## TASK TO COMPLETE
Gather up every line from the entries below that uses the word "page".

## EXERCISE INPUTS
-=-=-

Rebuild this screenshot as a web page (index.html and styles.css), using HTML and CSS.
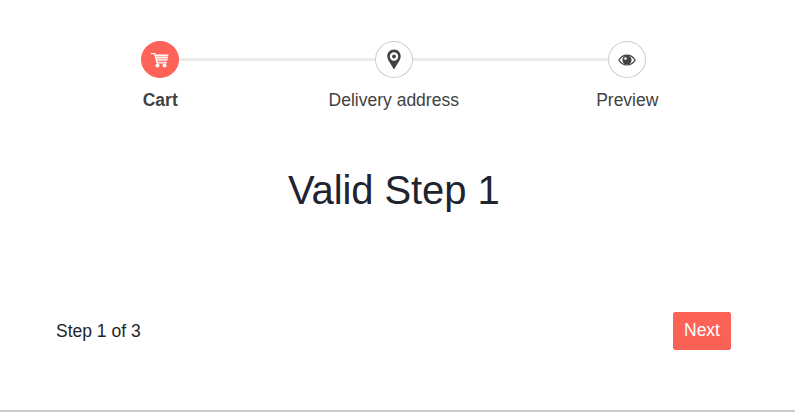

-=-=-

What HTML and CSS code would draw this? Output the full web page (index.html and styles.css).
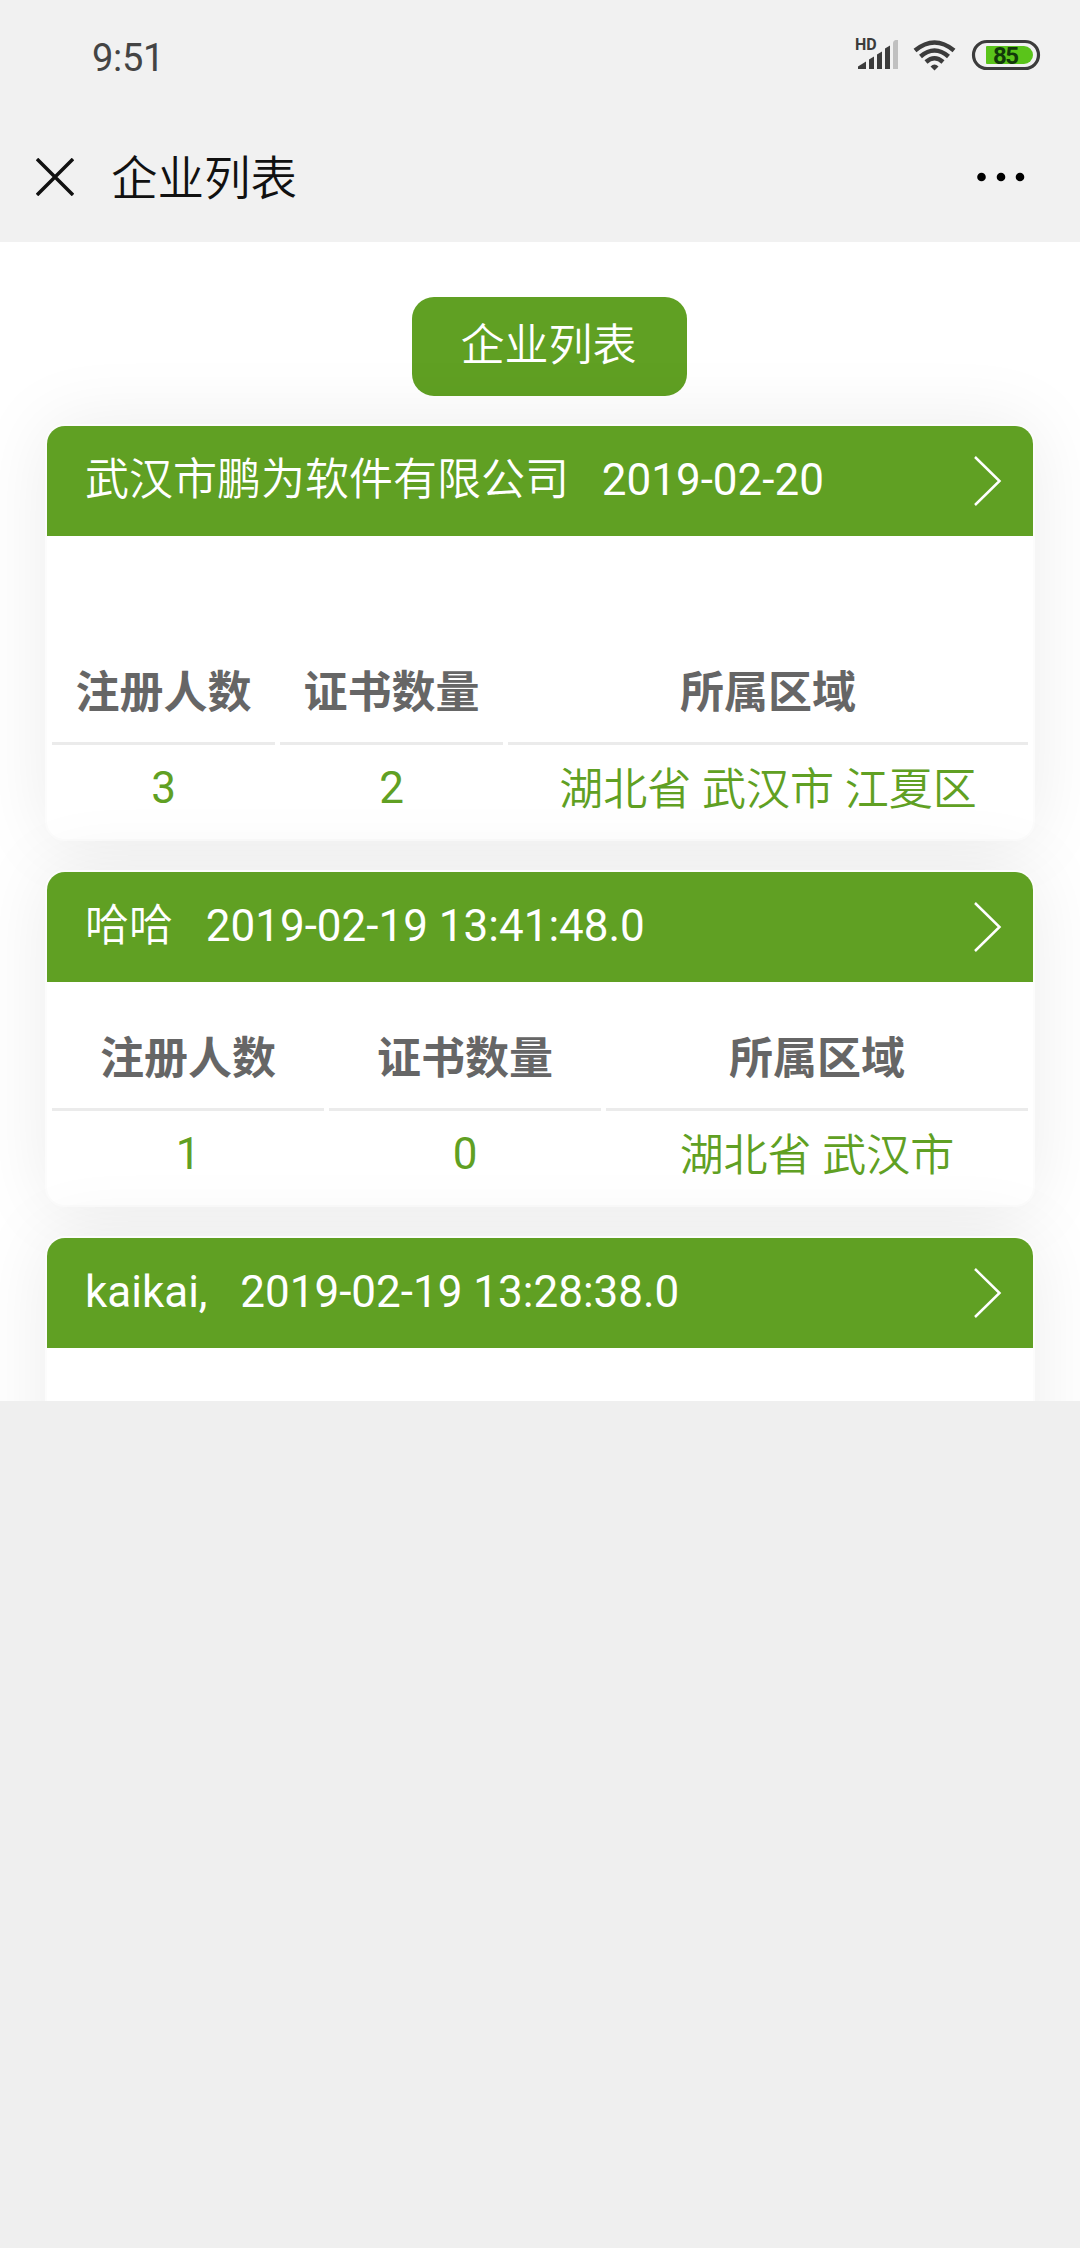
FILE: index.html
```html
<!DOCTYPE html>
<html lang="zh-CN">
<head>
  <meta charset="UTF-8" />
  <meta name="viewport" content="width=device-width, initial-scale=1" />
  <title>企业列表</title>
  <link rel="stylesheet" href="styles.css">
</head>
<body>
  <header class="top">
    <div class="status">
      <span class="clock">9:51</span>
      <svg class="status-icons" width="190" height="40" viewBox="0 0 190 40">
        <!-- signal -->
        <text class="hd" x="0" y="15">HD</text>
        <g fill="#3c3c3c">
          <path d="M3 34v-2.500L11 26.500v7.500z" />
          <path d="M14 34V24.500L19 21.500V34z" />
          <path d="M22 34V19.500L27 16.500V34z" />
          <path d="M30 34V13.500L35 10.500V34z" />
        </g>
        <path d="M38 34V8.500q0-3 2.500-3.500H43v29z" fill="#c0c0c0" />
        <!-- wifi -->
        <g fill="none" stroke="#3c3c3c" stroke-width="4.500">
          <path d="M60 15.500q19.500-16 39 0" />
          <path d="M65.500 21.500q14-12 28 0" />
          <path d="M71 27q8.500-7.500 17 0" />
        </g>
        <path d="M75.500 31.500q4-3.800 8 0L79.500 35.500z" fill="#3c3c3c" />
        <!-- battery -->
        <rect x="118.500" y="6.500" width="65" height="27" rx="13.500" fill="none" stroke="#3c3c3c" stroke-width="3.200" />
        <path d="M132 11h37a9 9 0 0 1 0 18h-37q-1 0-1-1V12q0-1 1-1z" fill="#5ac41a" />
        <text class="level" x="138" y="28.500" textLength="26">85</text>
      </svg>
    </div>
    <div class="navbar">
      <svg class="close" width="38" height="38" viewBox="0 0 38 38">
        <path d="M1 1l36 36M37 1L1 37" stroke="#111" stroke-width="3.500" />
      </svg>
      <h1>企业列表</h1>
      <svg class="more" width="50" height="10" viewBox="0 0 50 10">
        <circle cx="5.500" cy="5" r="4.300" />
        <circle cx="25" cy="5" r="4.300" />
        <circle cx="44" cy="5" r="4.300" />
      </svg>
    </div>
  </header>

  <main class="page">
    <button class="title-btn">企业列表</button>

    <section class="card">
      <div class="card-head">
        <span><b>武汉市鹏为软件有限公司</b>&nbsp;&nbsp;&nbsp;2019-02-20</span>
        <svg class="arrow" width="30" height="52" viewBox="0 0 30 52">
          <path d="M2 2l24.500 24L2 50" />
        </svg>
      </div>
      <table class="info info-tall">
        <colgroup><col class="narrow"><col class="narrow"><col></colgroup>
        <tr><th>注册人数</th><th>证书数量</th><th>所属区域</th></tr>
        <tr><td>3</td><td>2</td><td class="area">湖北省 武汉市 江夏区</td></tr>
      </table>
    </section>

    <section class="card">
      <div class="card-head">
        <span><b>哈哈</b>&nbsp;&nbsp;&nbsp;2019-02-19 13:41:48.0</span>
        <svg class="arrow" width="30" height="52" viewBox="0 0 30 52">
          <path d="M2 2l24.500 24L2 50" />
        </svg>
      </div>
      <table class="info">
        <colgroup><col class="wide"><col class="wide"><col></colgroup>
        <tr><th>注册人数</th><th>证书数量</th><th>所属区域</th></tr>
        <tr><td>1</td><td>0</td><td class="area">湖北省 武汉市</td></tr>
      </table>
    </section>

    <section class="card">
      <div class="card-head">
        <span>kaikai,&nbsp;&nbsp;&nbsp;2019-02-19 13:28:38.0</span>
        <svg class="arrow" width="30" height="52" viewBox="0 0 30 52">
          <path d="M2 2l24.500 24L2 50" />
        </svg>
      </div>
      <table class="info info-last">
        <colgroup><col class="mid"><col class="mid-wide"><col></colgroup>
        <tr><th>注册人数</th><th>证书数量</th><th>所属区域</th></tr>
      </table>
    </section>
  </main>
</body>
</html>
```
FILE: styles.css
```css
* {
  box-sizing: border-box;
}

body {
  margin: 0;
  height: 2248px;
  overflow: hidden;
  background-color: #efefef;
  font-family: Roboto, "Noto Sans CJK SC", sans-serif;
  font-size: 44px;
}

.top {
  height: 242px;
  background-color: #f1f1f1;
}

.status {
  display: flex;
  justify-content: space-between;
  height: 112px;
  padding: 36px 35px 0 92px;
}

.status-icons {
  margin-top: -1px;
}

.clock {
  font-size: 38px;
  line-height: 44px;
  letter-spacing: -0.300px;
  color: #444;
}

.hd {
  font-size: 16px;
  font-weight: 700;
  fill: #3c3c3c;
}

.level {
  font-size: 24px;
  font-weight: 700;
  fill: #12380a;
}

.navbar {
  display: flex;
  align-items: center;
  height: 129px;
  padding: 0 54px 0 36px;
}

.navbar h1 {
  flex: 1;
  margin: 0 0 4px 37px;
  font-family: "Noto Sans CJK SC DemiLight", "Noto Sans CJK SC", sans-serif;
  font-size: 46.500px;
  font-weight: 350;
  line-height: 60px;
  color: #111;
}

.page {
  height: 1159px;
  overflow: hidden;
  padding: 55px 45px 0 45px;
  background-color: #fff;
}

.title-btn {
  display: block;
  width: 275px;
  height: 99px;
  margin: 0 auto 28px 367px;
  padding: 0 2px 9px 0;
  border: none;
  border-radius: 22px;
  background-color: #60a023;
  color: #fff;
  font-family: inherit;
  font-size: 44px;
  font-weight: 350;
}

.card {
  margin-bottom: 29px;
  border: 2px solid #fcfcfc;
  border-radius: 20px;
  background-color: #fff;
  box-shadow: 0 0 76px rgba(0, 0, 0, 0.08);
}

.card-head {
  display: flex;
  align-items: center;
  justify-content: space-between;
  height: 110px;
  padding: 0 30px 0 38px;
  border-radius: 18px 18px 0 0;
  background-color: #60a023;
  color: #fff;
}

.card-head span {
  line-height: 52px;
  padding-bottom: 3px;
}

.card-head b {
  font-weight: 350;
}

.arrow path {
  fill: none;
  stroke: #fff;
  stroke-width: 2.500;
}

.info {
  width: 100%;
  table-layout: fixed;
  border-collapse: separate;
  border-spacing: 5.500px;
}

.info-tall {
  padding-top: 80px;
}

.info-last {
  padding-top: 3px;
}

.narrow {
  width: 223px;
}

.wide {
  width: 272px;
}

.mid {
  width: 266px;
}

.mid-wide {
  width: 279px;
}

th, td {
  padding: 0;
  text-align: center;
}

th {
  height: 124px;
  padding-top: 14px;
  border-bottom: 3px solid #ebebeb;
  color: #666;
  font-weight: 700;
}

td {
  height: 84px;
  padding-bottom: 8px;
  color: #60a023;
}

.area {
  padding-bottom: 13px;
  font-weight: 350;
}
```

-=-=-

## TASK RESULT
Rebuild this screenshot as a web page (index.html and styles.css), using HTML and CSS.
What HTML and CSS code would draw this? Output the full web page (index.html and styles.css).
  <main class="page">
.page {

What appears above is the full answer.